[JOB] Quote the listing in full, exactly as given, minus any pictures.

[DATASET SECTION]

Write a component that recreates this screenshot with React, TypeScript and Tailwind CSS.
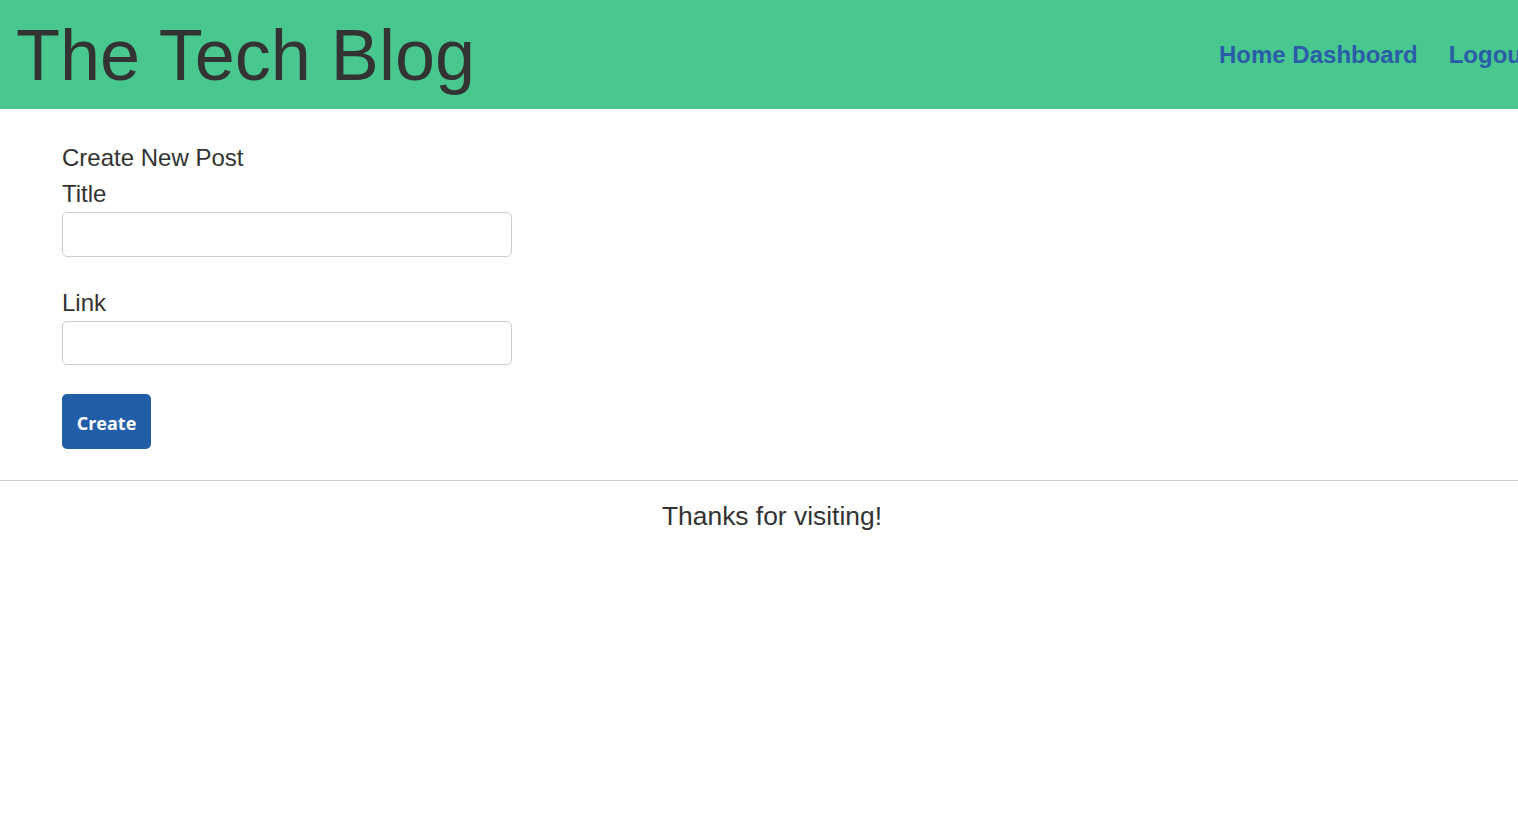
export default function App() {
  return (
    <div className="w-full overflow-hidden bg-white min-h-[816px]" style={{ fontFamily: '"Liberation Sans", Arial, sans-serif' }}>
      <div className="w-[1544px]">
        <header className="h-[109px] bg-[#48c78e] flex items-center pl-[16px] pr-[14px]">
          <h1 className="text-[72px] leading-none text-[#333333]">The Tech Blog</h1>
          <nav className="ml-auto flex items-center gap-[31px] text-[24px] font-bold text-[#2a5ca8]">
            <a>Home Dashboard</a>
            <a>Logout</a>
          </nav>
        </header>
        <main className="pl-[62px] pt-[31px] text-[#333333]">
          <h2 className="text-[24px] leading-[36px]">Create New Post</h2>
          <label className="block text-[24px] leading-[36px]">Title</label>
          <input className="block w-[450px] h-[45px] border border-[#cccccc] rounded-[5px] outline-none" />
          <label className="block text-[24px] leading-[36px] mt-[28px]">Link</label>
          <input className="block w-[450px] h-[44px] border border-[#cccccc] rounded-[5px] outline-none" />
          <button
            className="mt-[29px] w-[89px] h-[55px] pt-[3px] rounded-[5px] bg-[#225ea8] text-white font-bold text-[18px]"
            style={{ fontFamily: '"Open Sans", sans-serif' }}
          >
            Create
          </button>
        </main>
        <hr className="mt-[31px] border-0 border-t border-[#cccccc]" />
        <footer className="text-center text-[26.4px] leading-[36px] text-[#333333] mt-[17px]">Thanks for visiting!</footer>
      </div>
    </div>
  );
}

[COMPLETED EXERCISE]
Write a component that recreates this screenshot with React, TypeScript and Tailwind CSS.
export default function App() {
  return (
    <div className="w-full overflow-hidden bg-white min-h-[816px]" style={{ fontFamily: '"Liberation Sans", Arial, sans-serif' }}>
      <div className="w-[1544px]">
        <header className="h-[109px] bg-[#48c78e] flex items-center pl-[16px] pr-[14px]">
          <h1 className="text-[72px] leading-none text-[#333333]">The Tech Blog</h1>
          <nav className="ml-auto flex items-center gap-[31px] text-[24px] font-bold text-[#2a5ca8]">
            <a>Home Dashboard</a>
            <a>Logout</a>
          </nav>
        </header>
        <main className="pl-[62px] pt-[31px] text-[#333333]">
          <h2 className="text-[24px] leading-[36px]">Create New Post</h2>
          <label className="block text-[24px] leading-[36px]">Title</label>
          <input className="block w-[450px] h-[45px] border border-[#cccccc] rounded-[5px] outline-none" />
          <label className="block text-[24px] leading-[36px] mt-[28px]">Link</label>
          <input className="block w-[450px] h-[44px] border border-[#cccccc] rounded-[5px] outline-none" />
          <button
            className="mt-[29px] w-[89px] h-[55px] pt-[3px] rounded-[5px] bg-[#225ea8] text-white font-bold text-[18px]"
            style={{ fontFamily: '"Open Sans", sans-serif' }}
          >
            Create
          </button>
        </main>
        <hr className="mt-[31px] border-0 border-t border-[#cccccc]" />
        <footer className="text-center text-[26.4px] leading-[36px] text-[#333333] mt-[17px]">Thanks for visiting!</footer>
      </div>
    </div>
  );
}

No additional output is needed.